After 6 months off the job, now I'm trying to figure it out as a web
freelancer. Not making anywhere near my old salary but I'm optimistic.

I'm enjoying it more for now, but it's tough. I'm broke. Blew through my
meager savings in the first 6 months of unemployment, and I'm now dealing with
back-to-back underestimated contracts. But I'm taking out a small loan and
gonna be optimistic about it. I mean, worst case scenario I end up back in
another soul-crushing job making mad stacks.
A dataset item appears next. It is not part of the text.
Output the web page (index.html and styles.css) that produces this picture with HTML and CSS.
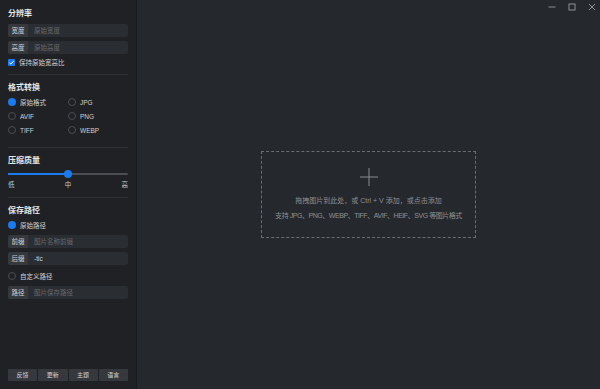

In the meanwhile, since starting the freelancing journey, a couple other
promising opportunities have come up. A couple friends of mine started a
company selling a plugin for a popular online platform and are looking for
someone to handle their support line part-time (help people when they can't
install his software, fix bugs that they uncover, and help building small
features that customers request).

Programming just full time might actually be a good solution. I can handle a 3
day/week commitment, it'll pay enough for now and give me opportunities to do
something outside of programming for a change.

My other option right now centers around a couple friends who are similarly
dissatisfied with the life of a corporate programmer and who are seriously
considering "doing a startup".

We're not American, but flights are cheap. The money seems so loose over
there, and if we can manage to convince some investors to give us an even
half-decent salary (hell, I'll happily work for half of what an engineer gets
in Silicon Valley) it could be a great time.

I'm fortunate to have some amazing friends who are willing to go on this
journey as a team. No way I'd ever have the stamina to do it alone.

All this to say is that there are a handful of ways to make a living as a
programmer without losing your sanity, but you'll have to really keep your
eyes open and ears to the ground to find them.